Problem description: Where a line contains the word "page", copy that line in full.

Record extracts:
━━━━━━

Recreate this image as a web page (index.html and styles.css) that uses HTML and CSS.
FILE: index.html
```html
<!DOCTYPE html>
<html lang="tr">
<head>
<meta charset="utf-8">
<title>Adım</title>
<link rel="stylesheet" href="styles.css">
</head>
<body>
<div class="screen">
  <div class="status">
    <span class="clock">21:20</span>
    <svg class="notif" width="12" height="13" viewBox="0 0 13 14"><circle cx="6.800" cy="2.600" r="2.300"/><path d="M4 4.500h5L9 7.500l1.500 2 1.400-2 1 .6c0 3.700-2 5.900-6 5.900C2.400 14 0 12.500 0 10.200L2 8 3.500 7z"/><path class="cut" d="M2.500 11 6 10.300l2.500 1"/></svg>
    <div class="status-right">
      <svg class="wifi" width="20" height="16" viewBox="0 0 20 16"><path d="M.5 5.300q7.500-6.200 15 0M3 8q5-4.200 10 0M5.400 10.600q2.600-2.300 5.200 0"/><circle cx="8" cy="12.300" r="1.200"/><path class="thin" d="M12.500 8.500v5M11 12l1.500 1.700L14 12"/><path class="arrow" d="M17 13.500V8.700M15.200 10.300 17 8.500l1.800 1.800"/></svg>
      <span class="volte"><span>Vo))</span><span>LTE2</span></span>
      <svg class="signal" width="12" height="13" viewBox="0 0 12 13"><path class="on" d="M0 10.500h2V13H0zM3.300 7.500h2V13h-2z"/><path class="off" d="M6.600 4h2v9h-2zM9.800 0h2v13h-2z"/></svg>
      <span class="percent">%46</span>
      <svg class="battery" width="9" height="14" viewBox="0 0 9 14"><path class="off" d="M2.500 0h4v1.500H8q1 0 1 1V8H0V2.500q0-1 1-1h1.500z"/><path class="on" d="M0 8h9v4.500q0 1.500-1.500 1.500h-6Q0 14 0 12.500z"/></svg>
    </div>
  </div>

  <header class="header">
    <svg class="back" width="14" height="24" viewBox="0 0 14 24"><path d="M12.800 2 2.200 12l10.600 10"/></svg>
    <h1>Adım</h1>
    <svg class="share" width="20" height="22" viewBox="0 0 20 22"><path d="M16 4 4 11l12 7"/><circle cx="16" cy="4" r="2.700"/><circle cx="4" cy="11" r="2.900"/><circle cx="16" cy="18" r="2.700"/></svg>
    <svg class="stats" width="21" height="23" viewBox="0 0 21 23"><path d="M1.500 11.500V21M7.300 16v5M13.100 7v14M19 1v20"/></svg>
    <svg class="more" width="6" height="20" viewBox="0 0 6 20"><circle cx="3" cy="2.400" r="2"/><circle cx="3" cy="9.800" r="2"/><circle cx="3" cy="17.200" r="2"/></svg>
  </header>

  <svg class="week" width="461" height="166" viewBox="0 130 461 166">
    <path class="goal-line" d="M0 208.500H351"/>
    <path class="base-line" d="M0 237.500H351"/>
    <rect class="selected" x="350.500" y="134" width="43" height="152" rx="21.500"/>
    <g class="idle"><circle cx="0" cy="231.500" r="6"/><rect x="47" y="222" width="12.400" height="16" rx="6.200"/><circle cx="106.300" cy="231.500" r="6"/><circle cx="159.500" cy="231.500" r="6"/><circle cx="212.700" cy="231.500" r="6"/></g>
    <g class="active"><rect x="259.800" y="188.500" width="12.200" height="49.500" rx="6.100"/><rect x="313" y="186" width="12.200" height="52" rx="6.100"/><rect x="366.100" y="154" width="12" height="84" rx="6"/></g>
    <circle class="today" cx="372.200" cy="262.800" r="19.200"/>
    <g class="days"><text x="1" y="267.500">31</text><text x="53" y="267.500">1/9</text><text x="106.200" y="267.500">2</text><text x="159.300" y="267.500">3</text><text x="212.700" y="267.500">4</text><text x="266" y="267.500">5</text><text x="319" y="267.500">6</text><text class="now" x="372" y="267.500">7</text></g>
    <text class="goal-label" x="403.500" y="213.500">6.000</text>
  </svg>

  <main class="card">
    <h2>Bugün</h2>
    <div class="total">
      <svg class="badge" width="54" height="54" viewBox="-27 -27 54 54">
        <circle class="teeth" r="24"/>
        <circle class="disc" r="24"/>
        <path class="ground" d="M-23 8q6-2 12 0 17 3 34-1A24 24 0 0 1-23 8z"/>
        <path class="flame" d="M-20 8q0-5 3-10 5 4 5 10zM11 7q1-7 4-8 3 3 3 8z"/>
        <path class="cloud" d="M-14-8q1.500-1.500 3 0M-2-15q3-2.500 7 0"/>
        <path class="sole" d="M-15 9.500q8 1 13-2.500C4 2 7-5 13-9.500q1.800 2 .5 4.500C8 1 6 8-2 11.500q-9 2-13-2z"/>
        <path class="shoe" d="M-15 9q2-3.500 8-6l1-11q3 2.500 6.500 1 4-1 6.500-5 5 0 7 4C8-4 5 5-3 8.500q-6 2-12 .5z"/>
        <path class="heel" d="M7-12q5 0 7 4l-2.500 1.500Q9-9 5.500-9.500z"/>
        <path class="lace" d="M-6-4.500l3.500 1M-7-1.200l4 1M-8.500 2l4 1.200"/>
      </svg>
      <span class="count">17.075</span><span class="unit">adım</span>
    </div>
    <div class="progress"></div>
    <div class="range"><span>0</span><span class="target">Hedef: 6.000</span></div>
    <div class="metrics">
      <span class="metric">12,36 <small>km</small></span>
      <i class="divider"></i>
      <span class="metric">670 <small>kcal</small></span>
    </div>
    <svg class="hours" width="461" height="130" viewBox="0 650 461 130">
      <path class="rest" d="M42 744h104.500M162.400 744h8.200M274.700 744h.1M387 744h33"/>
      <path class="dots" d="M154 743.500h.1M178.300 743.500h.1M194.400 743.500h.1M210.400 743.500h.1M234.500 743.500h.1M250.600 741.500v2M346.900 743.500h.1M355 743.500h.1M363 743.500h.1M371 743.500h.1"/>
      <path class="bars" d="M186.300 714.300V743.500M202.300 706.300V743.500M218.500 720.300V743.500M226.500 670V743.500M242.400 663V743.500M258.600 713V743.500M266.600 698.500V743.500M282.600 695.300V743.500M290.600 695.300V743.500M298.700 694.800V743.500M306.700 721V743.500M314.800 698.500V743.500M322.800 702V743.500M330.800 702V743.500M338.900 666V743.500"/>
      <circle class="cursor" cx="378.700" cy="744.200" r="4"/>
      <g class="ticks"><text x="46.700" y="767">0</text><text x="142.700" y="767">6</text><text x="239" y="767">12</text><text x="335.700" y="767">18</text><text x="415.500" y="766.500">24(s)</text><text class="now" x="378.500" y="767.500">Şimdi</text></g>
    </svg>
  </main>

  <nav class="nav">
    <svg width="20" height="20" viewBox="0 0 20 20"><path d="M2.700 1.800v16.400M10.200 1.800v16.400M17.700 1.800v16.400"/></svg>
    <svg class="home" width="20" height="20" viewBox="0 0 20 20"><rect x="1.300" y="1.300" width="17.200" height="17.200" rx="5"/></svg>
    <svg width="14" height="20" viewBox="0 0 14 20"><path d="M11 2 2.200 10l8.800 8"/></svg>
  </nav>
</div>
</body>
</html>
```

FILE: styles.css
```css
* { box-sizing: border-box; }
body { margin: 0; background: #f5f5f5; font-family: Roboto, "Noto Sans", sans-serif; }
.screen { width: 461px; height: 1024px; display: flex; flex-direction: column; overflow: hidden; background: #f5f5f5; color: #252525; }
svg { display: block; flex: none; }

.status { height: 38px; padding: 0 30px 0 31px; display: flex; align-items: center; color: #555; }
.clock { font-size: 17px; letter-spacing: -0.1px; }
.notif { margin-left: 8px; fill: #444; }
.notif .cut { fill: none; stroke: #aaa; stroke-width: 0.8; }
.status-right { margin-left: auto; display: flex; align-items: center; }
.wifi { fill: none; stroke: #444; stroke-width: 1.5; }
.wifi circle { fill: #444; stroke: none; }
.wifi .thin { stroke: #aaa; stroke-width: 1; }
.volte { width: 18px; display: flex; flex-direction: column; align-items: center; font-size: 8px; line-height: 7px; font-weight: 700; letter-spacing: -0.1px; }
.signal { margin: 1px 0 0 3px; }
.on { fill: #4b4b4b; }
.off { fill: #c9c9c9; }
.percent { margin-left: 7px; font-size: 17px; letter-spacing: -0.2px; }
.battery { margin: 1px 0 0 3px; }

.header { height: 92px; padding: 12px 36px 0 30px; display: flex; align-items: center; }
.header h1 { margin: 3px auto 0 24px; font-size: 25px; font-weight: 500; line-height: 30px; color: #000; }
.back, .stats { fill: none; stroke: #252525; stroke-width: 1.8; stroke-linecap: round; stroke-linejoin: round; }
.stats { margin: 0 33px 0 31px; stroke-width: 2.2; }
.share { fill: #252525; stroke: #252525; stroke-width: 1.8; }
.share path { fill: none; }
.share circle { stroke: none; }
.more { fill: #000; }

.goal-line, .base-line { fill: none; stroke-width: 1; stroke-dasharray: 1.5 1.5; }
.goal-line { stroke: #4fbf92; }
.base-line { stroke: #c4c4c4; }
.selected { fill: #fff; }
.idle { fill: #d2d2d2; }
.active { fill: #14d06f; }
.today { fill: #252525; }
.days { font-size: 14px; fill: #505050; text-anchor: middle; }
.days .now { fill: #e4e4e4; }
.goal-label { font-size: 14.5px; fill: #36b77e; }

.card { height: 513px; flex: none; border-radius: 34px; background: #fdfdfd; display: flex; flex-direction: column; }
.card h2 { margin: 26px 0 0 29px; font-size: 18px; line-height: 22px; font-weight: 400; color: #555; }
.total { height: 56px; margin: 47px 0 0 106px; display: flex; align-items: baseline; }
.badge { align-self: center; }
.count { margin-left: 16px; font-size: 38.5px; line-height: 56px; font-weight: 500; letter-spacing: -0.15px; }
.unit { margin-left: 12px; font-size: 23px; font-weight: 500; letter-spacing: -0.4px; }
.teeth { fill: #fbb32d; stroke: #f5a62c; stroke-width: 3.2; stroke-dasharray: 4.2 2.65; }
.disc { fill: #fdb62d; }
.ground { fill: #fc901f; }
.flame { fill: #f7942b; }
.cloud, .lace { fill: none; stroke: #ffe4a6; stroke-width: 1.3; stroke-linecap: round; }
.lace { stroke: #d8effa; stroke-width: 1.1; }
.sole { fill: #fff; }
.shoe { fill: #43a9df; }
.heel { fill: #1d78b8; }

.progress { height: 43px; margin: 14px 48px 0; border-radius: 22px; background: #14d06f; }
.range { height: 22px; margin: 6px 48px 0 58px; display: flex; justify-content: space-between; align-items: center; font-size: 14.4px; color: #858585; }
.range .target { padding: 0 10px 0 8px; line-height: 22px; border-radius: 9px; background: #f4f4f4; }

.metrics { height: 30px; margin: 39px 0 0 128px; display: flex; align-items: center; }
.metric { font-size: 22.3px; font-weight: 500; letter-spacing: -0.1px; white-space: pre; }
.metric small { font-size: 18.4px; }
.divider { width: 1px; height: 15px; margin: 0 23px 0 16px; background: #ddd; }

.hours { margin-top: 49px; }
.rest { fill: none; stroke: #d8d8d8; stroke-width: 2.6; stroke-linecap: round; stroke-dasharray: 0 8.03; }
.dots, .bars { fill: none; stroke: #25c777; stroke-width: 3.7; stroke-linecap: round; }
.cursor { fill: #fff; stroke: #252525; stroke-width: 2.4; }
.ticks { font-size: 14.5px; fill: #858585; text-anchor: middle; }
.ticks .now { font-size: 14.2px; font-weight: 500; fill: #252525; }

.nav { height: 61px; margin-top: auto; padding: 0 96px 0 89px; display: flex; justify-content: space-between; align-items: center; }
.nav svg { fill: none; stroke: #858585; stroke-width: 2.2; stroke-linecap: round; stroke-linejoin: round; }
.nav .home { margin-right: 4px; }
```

━━━━━━

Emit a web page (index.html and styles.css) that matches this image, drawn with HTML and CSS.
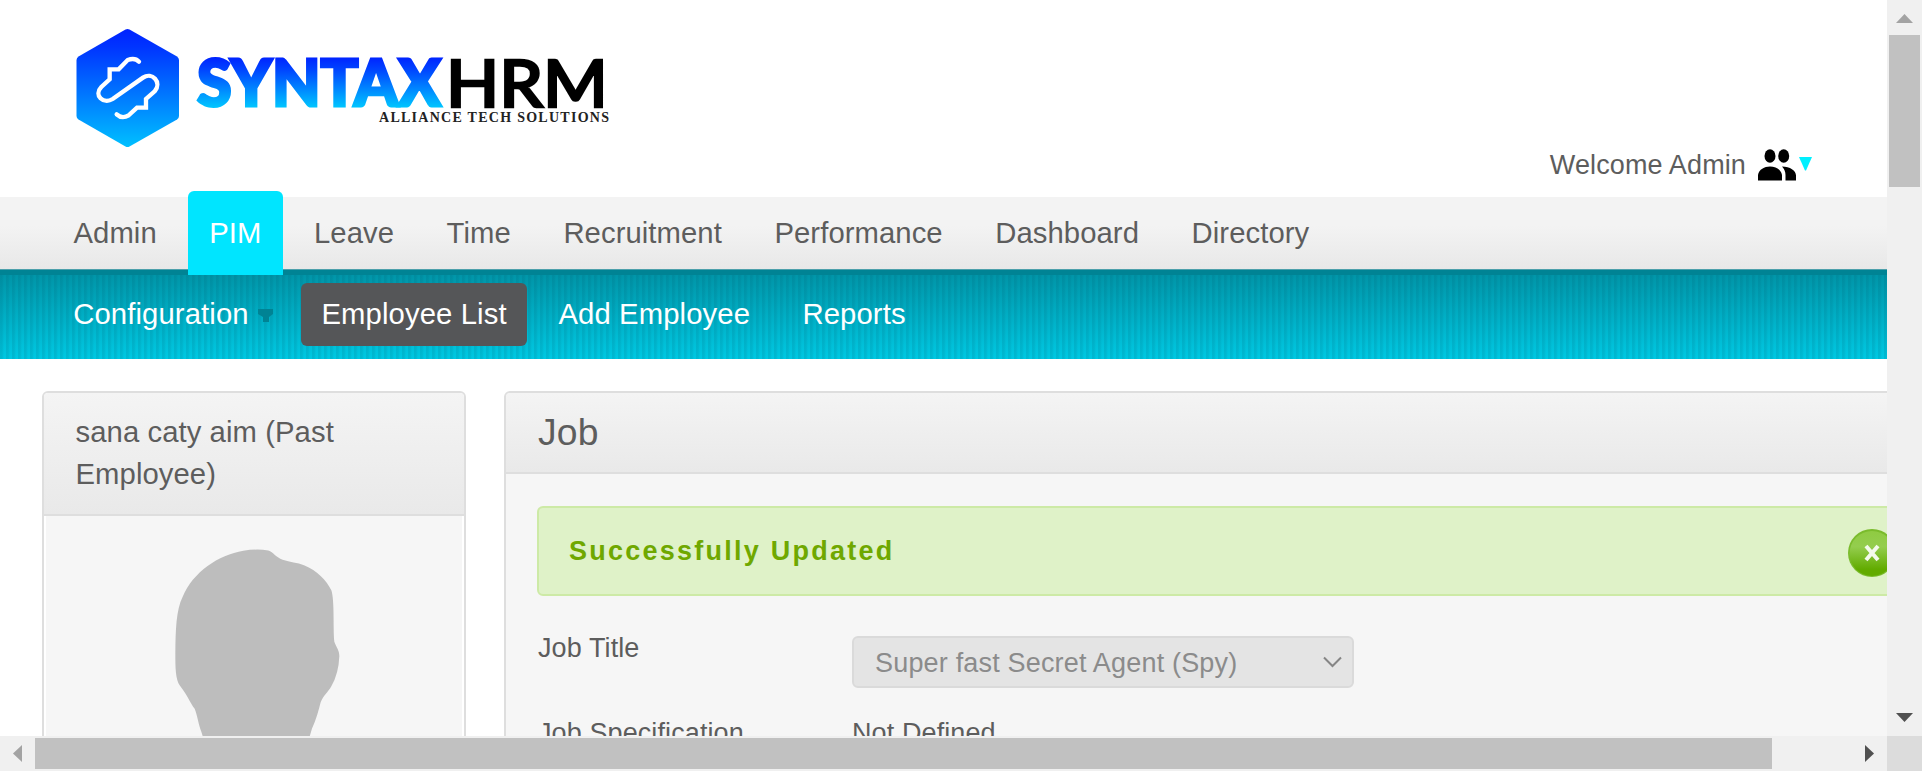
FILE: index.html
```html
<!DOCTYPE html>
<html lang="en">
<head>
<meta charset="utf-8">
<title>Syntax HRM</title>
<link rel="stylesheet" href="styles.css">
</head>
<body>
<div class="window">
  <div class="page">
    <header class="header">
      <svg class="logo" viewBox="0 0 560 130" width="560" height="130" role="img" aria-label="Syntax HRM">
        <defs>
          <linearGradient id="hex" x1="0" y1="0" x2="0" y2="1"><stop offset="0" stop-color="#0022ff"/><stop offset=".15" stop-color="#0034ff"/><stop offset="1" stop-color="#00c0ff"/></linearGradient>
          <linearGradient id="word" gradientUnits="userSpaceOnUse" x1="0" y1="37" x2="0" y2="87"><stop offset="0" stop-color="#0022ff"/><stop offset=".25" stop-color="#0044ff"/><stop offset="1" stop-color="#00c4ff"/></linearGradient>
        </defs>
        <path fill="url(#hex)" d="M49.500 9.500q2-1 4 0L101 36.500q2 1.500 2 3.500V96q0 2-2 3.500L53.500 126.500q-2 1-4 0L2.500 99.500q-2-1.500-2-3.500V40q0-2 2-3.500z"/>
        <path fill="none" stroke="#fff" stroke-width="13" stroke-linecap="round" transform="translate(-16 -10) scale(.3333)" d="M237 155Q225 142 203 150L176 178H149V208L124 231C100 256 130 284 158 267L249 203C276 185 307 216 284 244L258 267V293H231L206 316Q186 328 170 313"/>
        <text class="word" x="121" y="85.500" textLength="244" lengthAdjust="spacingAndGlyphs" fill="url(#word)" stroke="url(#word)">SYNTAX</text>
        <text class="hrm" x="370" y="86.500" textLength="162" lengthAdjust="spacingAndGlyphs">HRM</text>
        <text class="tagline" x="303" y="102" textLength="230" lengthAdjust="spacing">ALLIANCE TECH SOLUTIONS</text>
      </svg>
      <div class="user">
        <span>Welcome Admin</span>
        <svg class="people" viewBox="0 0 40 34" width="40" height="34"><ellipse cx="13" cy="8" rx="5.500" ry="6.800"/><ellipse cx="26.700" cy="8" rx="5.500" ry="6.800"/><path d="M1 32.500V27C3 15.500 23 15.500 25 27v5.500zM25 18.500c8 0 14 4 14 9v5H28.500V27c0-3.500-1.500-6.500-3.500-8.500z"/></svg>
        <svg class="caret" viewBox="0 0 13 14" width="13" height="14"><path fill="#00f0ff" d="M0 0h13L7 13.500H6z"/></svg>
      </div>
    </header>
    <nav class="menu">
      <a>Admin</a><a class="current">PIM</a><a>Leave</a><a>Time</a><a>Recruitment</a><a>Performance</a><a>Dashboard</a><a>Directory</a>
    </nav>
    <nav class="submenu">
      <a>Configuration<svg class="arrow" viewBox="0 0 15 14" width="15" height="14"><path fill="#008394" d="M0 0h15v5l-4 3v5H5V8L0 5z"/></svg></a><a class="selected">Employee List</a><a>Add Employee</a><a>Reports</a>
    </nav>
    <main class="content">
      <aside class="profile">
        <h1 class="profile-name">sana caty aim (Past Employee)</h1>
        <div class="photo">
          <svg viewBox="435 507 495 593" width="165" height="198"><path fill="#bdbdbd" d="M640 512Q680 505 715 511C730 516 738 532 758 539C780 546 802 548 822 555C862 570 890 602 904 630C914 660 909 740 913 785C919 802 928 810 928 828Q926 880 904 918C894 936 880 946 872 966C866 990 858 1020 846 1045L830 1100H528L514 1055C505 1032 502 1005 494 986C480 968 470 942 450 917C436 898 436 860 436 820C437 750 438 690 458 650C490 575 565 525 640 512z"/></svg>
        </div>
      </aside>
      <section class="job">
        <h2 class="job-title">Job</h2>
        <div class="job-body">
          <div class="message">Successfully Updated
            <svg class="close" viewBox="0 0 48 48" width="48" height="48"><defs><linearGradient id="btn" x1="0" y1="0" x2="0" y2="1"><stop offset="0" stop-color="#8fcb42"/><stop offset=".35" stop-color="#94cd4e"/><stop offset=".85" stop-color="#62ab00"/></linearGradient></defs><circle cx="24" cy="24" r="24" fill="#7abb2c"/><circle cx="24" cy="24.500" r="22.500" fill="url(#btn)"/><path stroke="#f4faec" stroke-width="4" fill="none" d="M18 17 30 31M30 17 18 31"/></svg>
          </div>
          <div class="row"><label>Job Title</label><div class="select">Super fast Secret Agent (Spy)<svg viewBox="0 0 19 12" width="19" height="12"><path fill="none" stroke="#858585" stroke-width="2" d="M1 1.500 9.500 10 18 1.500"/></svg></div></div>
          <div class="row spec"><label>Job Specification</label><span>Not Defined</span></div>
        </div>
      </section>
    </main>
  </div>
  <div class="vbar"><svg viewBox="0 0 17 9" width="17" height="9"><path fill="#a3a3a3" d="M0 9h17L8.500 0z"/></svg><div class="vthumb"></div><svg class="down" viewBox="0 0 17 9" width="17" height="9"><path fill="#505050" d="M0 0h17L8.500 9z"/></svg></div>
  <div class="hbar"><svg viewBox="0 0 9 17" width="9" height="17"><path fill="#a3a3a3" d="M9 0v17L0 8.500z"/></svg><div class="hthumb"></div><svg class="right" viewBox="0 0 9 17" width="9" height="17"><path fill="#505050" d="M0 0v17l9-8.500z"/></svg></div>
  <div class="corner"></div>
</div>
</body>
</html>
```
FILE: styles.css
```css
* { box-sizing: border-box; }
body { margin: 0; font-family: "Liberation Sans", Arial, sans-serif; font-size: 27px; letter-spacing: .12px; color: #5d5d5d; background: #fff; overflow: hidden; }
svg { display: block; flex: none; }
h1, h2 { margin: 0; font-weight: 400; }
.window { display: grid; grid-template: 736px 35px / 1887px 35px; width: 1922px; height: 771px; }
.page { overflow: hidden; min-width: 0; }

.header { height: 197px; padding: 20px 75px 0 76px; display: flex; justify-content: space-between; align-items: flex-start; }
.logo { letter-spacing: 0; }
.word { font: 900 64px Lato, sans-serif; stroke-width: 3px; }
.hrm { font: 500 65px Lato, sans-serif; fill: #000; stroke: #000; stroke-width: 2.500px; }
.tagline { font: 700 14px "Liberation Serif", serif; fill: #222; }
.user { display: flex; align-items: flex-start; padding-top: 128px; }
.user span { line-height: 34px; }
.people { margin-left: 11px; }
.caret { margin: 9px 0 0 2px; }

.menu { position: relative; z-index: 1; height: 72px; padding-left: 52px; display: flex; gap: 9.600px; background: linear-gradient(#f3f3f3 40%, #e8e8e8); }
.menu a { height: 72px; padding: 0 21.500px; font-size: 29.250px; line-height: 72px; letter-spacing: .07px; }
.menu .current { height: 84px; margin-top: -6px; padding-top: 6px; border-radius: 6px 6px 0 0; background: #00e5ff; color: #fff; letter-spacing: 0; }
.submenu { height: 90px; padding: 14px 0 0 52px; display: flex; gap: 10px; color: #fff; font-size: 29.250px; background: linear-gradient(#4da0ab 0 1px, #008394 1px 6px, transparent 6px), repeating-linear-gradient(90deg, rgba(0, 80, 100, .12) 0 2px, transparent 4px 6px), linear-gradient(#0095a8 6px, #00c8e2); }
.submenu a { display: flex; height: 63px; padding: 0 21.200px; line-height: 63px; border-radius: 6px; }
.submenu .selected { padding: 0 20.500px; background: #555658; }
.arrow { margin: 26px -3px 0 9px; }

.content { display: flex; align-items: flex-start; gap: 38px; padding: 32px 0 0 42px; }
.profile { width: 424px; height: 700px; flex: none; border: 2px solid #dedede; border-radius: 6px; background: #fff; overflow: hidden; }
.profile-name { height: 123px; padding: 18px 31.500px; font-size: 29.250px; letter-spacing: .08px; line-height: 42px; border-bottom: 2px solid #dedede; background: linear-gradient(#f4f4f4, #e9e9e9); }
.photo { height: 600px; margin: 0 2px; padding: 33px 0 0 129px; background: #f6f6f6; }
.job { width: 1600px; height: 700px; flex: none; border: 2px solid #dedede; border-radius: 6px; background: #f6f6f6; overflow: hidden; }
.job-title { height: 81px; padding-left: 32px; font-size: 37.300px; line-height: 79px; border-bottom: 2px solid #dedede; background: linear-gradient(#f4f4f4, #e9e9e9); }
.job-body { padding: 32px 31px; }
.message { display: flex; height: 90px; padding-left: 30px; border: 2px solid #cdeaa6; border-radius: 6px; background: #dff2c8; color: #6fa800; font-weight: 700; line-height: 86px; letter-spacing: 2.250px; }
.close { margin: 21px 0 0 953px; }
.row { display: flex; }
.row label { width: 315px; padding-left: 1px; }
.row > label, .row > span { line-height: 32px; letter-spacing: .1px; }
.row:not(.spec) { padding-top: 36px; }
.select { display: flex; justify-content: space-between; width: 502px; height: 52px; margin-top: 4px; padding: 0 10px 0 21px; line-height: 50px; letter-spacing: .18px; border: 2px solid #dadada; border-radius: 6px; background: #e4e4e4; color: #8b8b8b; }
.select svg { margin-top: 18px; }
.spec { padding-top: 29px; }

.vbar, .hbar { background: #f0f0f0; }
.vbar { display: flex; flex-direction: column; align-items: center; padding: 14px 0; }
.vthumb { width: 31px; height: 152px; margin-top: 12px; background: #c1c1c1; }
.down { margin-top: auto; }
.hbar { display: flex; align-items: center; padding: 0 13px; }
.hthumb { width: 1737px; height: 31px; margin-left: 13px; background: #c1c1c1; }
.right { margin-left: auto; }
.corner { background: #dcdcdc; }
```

━━━━━━

Correct result:
Recreate this image as a web page (index.html and styles.css) that uses HTML and CSS.
Emit a web page (index.html and styles.css) that matches this image, drawn with HTML and CSS.
  <div class="page">
.page { overflow: hidden; min-width: 0; }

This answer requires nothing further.